Coming from Singapore — a land I fondly refer to as “Asia for Beginners” or the “Switzerland of Asia” — I learned the things I’d taken for granted as a racial majority: Being rejected for a job I was more than qualified for in a multicultural, English-speaking organization because I was not fluent in two other Western European languages. Or having to travel for hours to the nearest Asian restaurant only to find all its dishes doused in the same sweet and sour sauce. And perhaps the most memorable: Having to wait an extra five days each week for the only English-language periodical my local newsstand carried (The Economist) to reach my Italian town in Umbria.

For the most part, these were mere inconveniences and annoyances. And they did nothing to blunt my desire to see more of the world. Years later, I once again picked up and moved west — this time across the Atlantic to the New Continent.

In some ways, parts of America seemed more accepting of an Asian immigrant than what I’d experienced in Europe. So many more people looked like me on the subway and streets of New York. “Petite” is a real sizing option for people with smaller frames like mine. And the search for authentic Asian cuisine never takes long in the world’s largest cultural melting pot.

Yet other encounters remind me that I’m still “different.”

Like the time I recorded and re-recorded the voicemail greeting at my first job in New York nearly two dozen times — because I was conscious that some might not understand me since three people had asked me in my first week to repeat myself.

Or the time I invited some friends out for a meal on my birthday and insisted on footing the bill (a customary gesture in Asia), leading to some slight awkwardness.

And the time I struck up a conversation with a gentleman in his 70s who was alone at a charity walk and offered to take a photo of him. That led to a decade-long friendship before his memory of me faded as his dementia took hold.

What’s the Asian relevance, you might ask? It took my husband, a non-Asian, to point out to me that this friendship would have been very unlikely had I not been Asian. He was referring to the intrinsic interest in, and respect for, the older generation that is second nature among those in many Asian communities.

In recent years, I became a mother and for the first time started to consider race-related issues as they pertain to the world my child will grow up to live in. That, coupled with my personal experiences of going from racial majority to racial minority through my international relocations, has led me to three core principles that I believe many may find helpful as we collectively strive for a more racially harmonious society.

ONE: We have a lot more in common than we may realize.

The human hierarchy of needs doesn’t vary by boundary or culture. As a human race, we share in the responsibility to help others feel safe, belonged, respected and free – whether in our neighborhoods, schools, or workplaces.

TWO: Try everything once, no matter how foreign.

Foreign is a relative word. We all have “accents” when removed from our immediate home bases.
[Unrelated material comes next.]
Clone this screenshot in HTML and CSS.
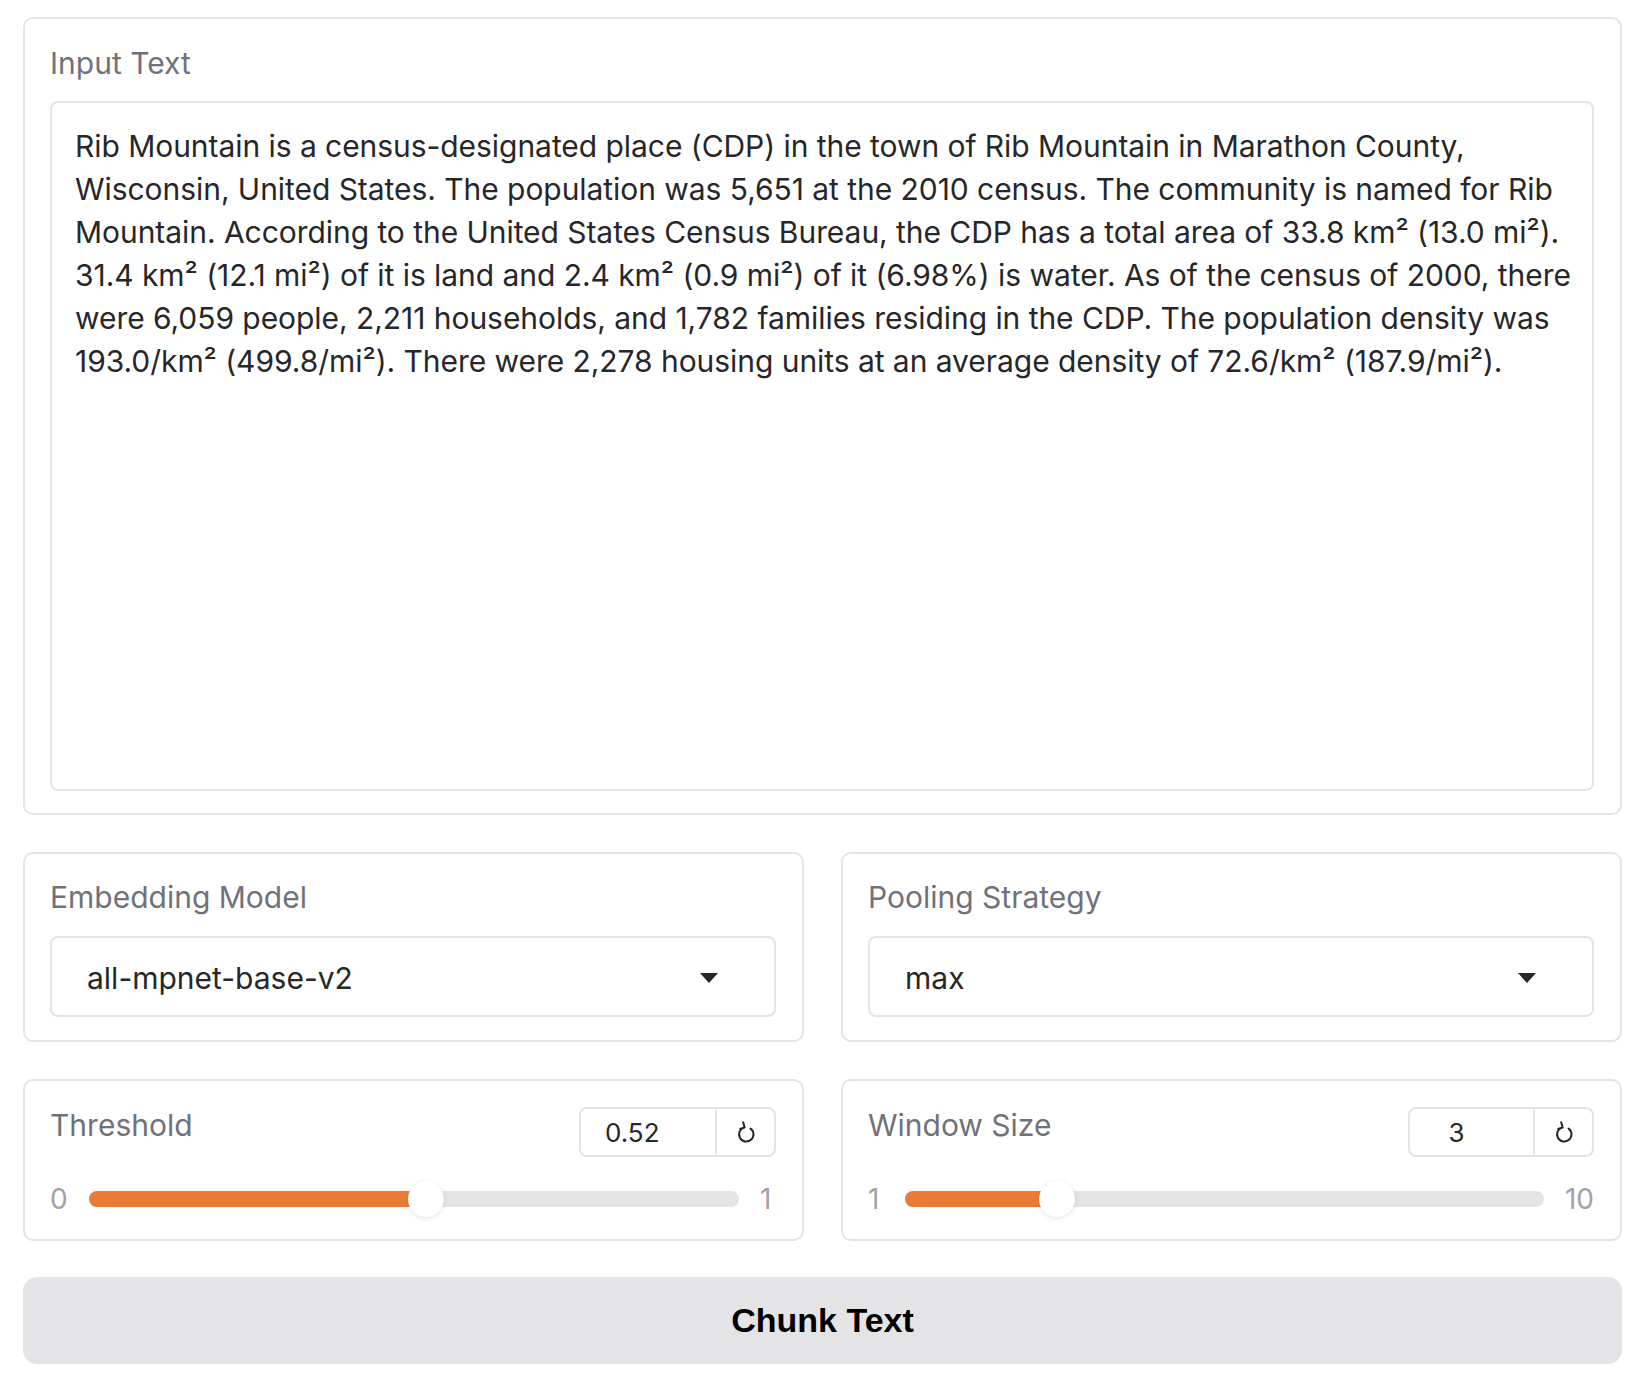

The same goes for the foods we eat and our cultural habits. The more open we are to trying something outside our comfort zone, the wider our comfort zones will become.

THREE: When all else fails, look at a situation through the eyes of a child.

My daughter is half Chinese, half Euro-mix. Her best friend in pre-K is of a mixed Latinx-Slavic heritage. Their wider circle of friends includes kids with Black, Asian and Middle Eastern backgrounds. Every evening, I get a running monologue of the highs and lows of preschool life. Not only has race not been mentioned since she started school last fall, the focus is overwhelmingly on the goodness of each child and why he or she is a great school mate and friend.

I am humbled daily by the lessons I learn from this United Nations of little people.

We owe it to the next generation to leave behind a legacy they can build upon. A paraphrase of the national pledge of my birth country sums it up nicely:

“We . . . pledge ourselves as one united people, regardless of race, language or religion, to build a democratic society based on justice and equality so as to achieve happiness, prosperity and progress.”